(1)どのような試練に直面しているかを隠さない

 新型コロナウイルス危機にうまく対処できたと回答した中国企業のリーダーたちは、自社が置かれている状況と、あらゆる組織階層における意思決定で指針とすべき優先事項や原則について、常に最新情報を社員に知らせていた。

 そして、そのような高度な透明性と情報共有を今後も続けるつもりでいる。具体的には、リーダーみずからがより頻繁に、直接的で率直なコミュニケーションを行おうと考えているという。

 ある大手エンジニアリング・テクノロジー企業のCEOは、社員とのミーティングに臨んだ際に、自社のグローバルな研究開発拠点の一つを閉鎖すると決めた理由を問われた。その研究開発拠点は、同社の未来を象徴するものと位置づけられていたからだ。このとき、そのCEOはこう答えた。「目の前の3ヵ月間を生き抜けなければ、未来なんて来ないからです」

 もっとも、コミュニケーションの透明性を高めることは、ビジネスリーダーにとって常に簡単なこととは限らない。自分の行動が厳しく監視されているように感じると、複数のリーダーは私たちの調査に対して述べている。リーダーの振る舞いが、自社の価値観として表明されている考え方に沿っているか、社員たちが目を光らせているように思えたのだ。リーダーたちは言行を一致させる必要があったのである。

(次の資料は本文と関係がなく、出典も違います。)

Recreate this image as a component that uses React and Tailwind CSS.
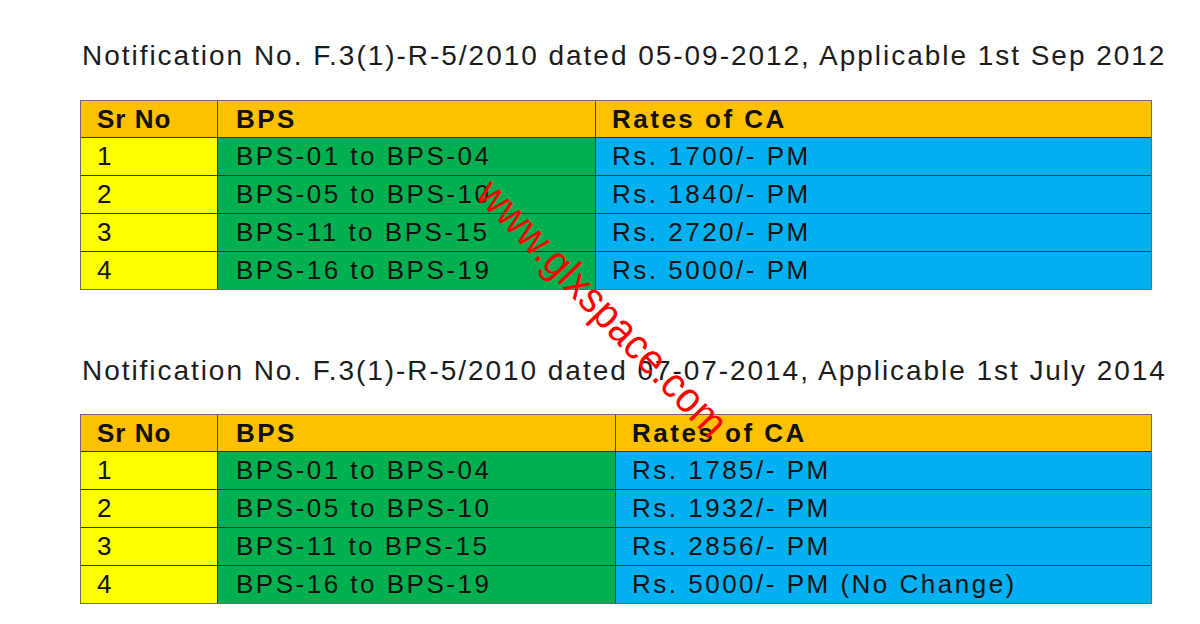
import React from 'react'

const first = [
  ['1', 'BPS-01 to BPS-04', 'Rs. 1700/- PM'],
  ['2', 'BPS-05 to BPS-10', 'Rs. 1840/- PM'],
  ['3', 'BPS-11 to BPS-15', 'Rs. 2720/- PM'],
  ['4', 'BPS-16 to BPS-19', 'Rs. 5000/- PM'],
]

const second = [
  ['1', 'BPS-01 to BPS-04', 'Rs. 1785/- PM'],
  ['2', 'BPS-05 to BPS-10', 'Rs. 1932/- PM'],
  ['3', 'BPS-11 to BPS-15', 'Rs. 2856/- PM'],
  ['4', 'BPS-16 to BPS-19', 'Rs. 5000/- PM (No Change)'],
]

const RateTable = ({ rows, cols }) => {
  return (
    <div className={`grid ${cols} w-[1072px] border border-[#6b6b6b] text-[26px] tracking-[2.5px] text-[#111]`}>
      <div className="h-[36px] flex items-center pl-[16px] bg-[#ffc000] font-bold tracking-[1px] border-r border-[#444]">Sr No</div>
      <div className="h-[36px] flex items-center pl-[18px] bg-[#ffc000] font-bold border-r border-[#444]">BPS</div>
      <div className="h-[36px] flex items-center pl-[16px] bg-[#ffc000] font-bold">Rates of CA</div>
      {rows.map((r) => (
        <React.Fragment key={r[0]}>
          <div className="h-[38px] flex items-center pl-[16px] bg-[#ffff00] border-t border-r border-[#333]">{r[0]}</div>
          <div className="h-[38px] flex items-center pl-[18px] bg-[#00b050] border-t border-r border-[#333]">{r[1]}</div>
          <div className="h-[38px] flex items-center pl-[16px] bg-[#00b0f0] border-t border-[#333]">{r[2]}</div>
        </React.Fragment>
      ))}
    </div>
  )
}

export default function App() {
  return (
    <div className="relative w-[1200px] h-[624px] bg-white overflow-hidden font-['Liberation_Sans',Arial,sans-serif]">
      <div className="flex flex-col pl-[80px]">
        <div className="pt-[38px] pl-[2px] h-[100px] text-[28px] leading-[36px] tracking-[1.97px] text-[#1c1c1c] whitespace-nowrap">
          Notification No. F.3(1)-R-5/2010 dated 05-09-2012, Applicable 1st Sep 2012
        </div>
        <RateTable rows={first} cols="grid-cols-[137px_378px_1fr]" />
        <div className="pt-[63px] pl-[2px] h-[124px] text-[28px] leading-[36px] tracking-[1.95px] text-[#1c1c1c] whitespace-nowrap">
          Notification No. F.3(1)-R-5/2010 dated 07-07-2014, Applicable 1st July 2014
        </div>
        <RateTable rows={second} cols="grid-cols-[137px_398px_1fr]" />
      </div>

      {/* watermark */}
      <div className="absolute left-[603px] top-[308px] -translate-x-1/2 -translate-y-1/2 rotate-[46deg] whitespace-nowrap text-[39px] leading-none text-[#ff0000] tracking-[0.5px] scale-y-[1.1]">
        www.glxspace.com
      </div>
    </div>
  )
}
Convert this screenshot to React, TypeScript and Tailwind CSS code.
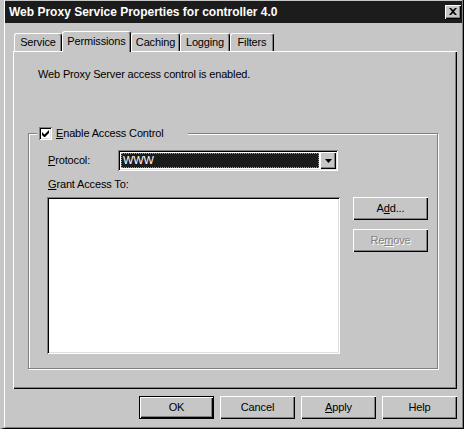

 また、リーダーが下す決定に対して、すべての社員が満足するわけではないという現実も受け入れなくてはならなかった。それでも最終的には、多くの社員が「みんなで同じ敵と戦っているのだ」という考え方をするようになり、そうした意識が不満を上回ったように見えると、リーダーたちは述べている。

(2)新しいコミュニケーション様式を採用する

 調査対象のリーダーたちによれば、感染拡大期のコミュニケーションは、直接対面する機会こそ減ったが、それ以前より個人的なものになったという。メールを避けて、音声通話ができる「ディントーク」「ウィーチャット」などのアプリや、情報共有と社員の交流を促すための社内アプリを用いるケースが増えたと回答したリーダーが多い。

 もっとも、多国籍企業のリーダーの中には、自分たちが使っているグローバルなコミュニケーション手段と、中国企業で好んで用いられているコミュニケーション手段の間に互換性がないケースがあると、指摘した人も多かった。

 驚いたことに、職場が再開されたあともビデオ会議が主な手段であり続けているという。ときには、出席者の全員が同じ建物の中にいる場合でもビデオ会議を用いることがあるとのことだ。

 私たちの調査で話を聞いたリーダーの多くは、大勢の人を同じ場所に集めて開く会議を減らし、バーチャルな会合を増やすつもりでいる。直接顔を合わせて話すより、バーチャルな会議のほうが効率的で、直接的で、ゴールがはっきりしていて、手っ取り早いと考えているためだ。

 しかし、ビデオ会議はコミュニケーションの密度が濃くなりがちで、私的な会話を交わす機会が減るという点も、大半のリーダーは理解している。そのような雑談が同僚同士の絆をはぐくむ役割を果たしてきたことは否めない。

(3)デジタル・トランスフォーメーションを加速させる

 突然の大規模な都市封鎖という、前例のない経験により、中国企業は文字通り一夜にして、完全なデジタル化への切り替えを余儀なくされた。

 ここで重要だったのは、その転換を迅速に行うことだった。新しい顧客ニーズに対応するために独創的なソリューションを編み出し、都市封鎖による障害を克服し、コストを節約する必要があった。デジタル・トランスフォーメーションの重要性を理解するまでに何年も要したであろう企業が、都市封鎖を機にデジタル化の取り組みを劇的に加速させたのだ。

 また、新型コロナウイルス危機は、それまでデジタル・プラットフォームへの移行を促すようなイノベーションに抵抗していた顧客の態度を変えさせるという、予想外の効果も生んだ。

 大手教育企業のニュー・オリエンタルは、2年前から動画配信への移行を保護者や生徒や教員に受け入れさせようとしてきたが、激しい抵抗にぶつかっていた。このテクノロジーを利用すれば、同時に100万人の生徒に教えることができる。

 新型コロナウイルスの感染拡大により、動画配信の導入が急速に、そして広範に進み始めた。しかも、それまで同社がサービスを提供していなかった都市にも利用が広がった。